I am a fan of rrd4j! It doesn’t take much resources and you can customize the size of the archives easily. I’m only interested in the data of the last year, with less accuracy for older data. So I’m persisting values every minute for a whole day, next step with less accuracy is for a week, followed by the month and year. Running smooth on my Raspi3B along with OH!

jewesta · October 26, 2018, 4:53pm

I only started using rrd4j this week. It’s one of those projects that gets postponed for months or years until the amount of work to implement it gets less than the work and pain caused by the inadequate workarounds.

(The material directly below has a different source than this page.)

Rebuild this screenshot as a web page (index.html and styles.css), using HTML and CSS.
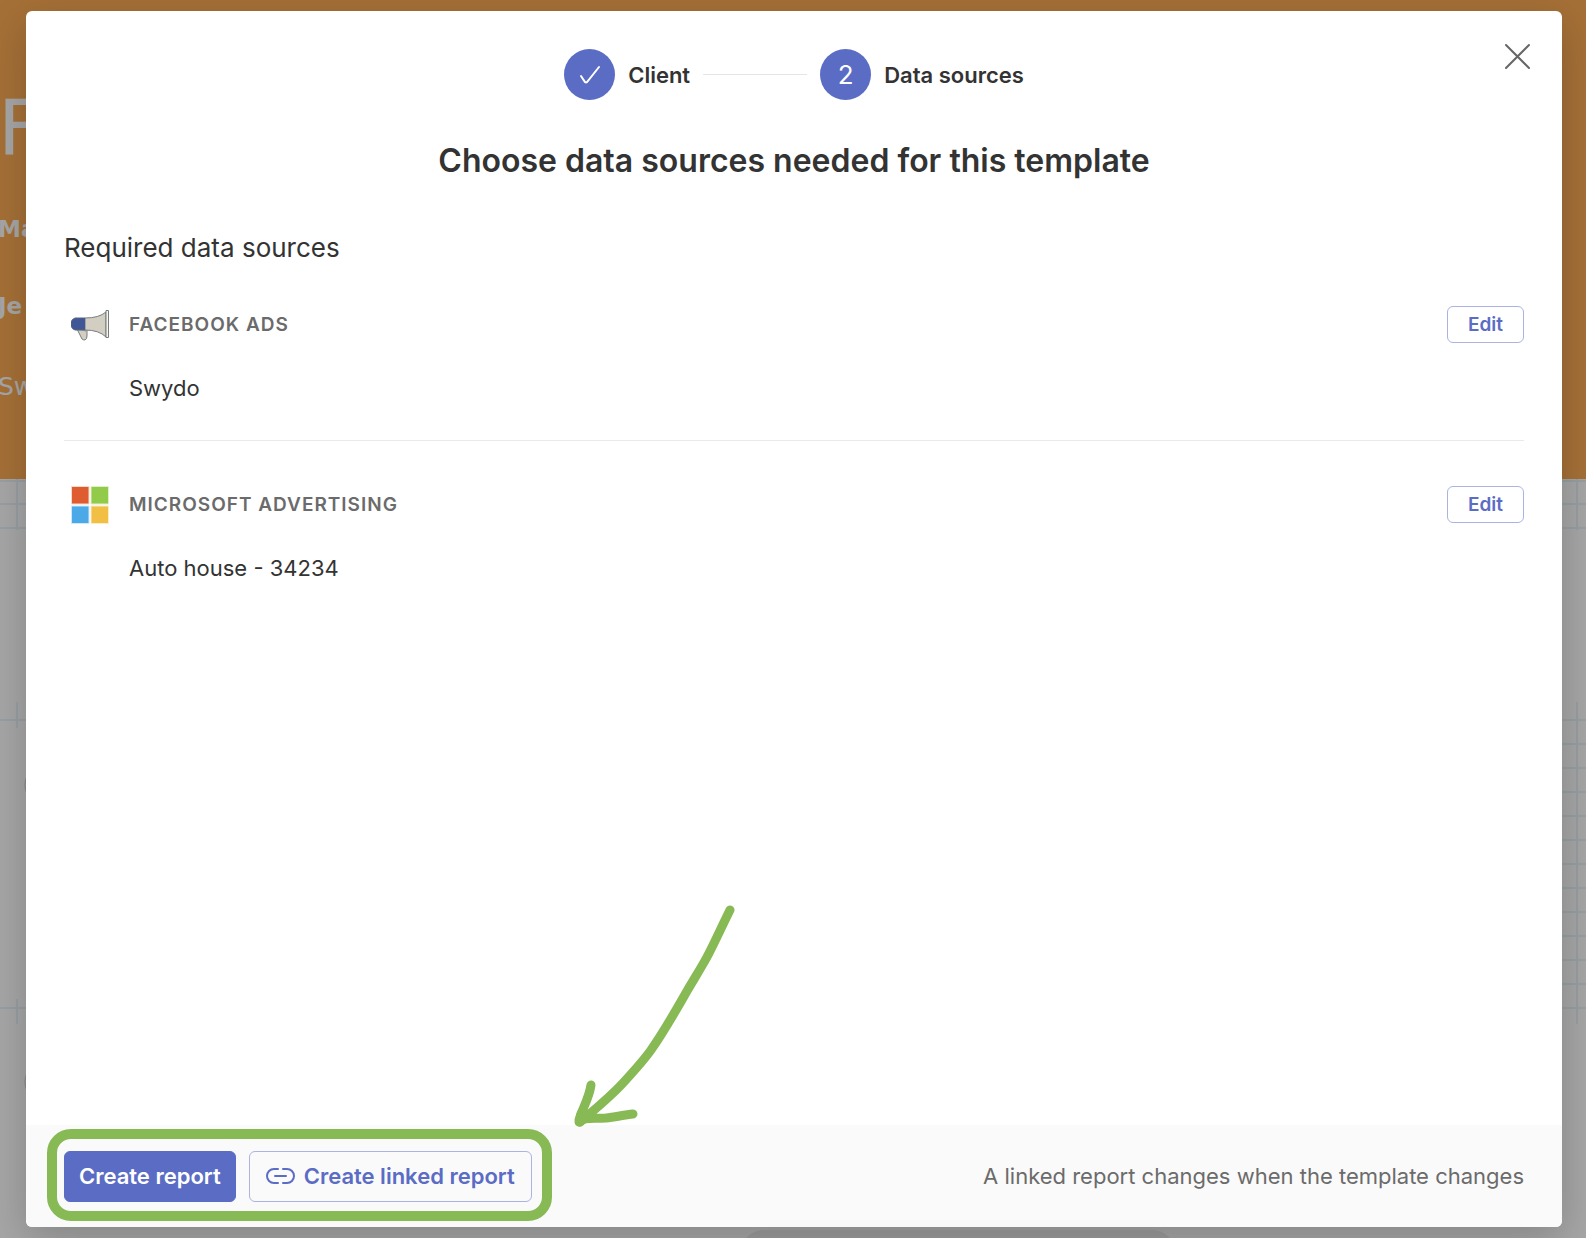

OpenHAB makes sensational progress and getting persistence up and running was much easier than expected. Totally agree on the usefulness of rrd4j. It is very similar to data backup strategies where datapoints are further apart the farther back in time they are. My posting wasn’t meant to criticise rrd4j, I just got confused about some implicit stuff happening behind the scenes.

I now also use MariaDB to log power and gas meter data to an SQL database once a day.

And I use mapdb persistence to restore item values after restarts. Which quite frankly I now realise is a necessity to avoid utter chaos after a reboot. Don’t know how I could do without that before.

So that’s now three different persistence startegies. One for every specialist purpose. Nice going, openHAB.